Walmart will stop selling e-cigarettes because of “regulatory complexity and uncertainty” surrounding the products. CNBC reported on an internal company memo about the change, and Walmart confirmed the news in a statement to The Verge.
“Given the growing federal, state and local regulatory complexity and uncertainty regarding e-cigarettes, we plan to discontinue the sale of electronic nicotine delivery products at all Walmart and Sam’s Club U.S. locations,” says the statement. “We will complete our exit after selling through current inventory.”
Walmart’s decision comes soon after US health officials announced the eighth death due to a mysterious vaping-related lung illness. The first death was reported in August. Since then, several media companies have pulled vaping ads, and policymakers have begun to tighten restrictions in the US and elsewhere. Yesterday, Sens. Mitt Romney (R-UT) and Jeff Merkley (D-OR) introduced a bill to ban e-cigarette flavors other than tobacco and apply new taxes to the products.
Walmart stopped selling fruit-flavored vaping products earlier this year
Walmart stopped selling fruit-flavored e-cigarette products earlier this year, and it raised the minimum age for buying tobacco products to 21. E-cigarettes have been promoted as a safer alternative to smoking cigarettes, but dessert-like flavors have been blamed for enticing teenagers into vaping.

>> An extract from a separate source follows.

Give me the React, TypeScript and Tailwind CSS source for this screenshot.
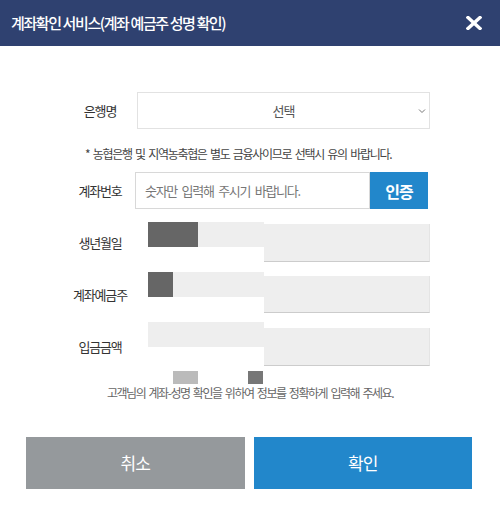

The lung illness, however, is related to e-cigarettes in general. In fact, it’s not clear precisely what’s causing it. Since the start of this year’s vaping-related deaths, the Centers for Disease Control and Prevention (CDC) has recommended that people “consider refraining from using e-cigarette or vaping products” — although if they used vaping products to quit smoking, they shouldn’t switch back to cigarettes.
While the rules around cigarettes are well-established, vaping has occupied a more nebulous position, and it’s not surprising that a company like Walmart could find that disconcerting. Walmart declined to say whether it might restart selling e-cigarettes if new legislation is passed or health inspectors offer more information about the recent illnesses.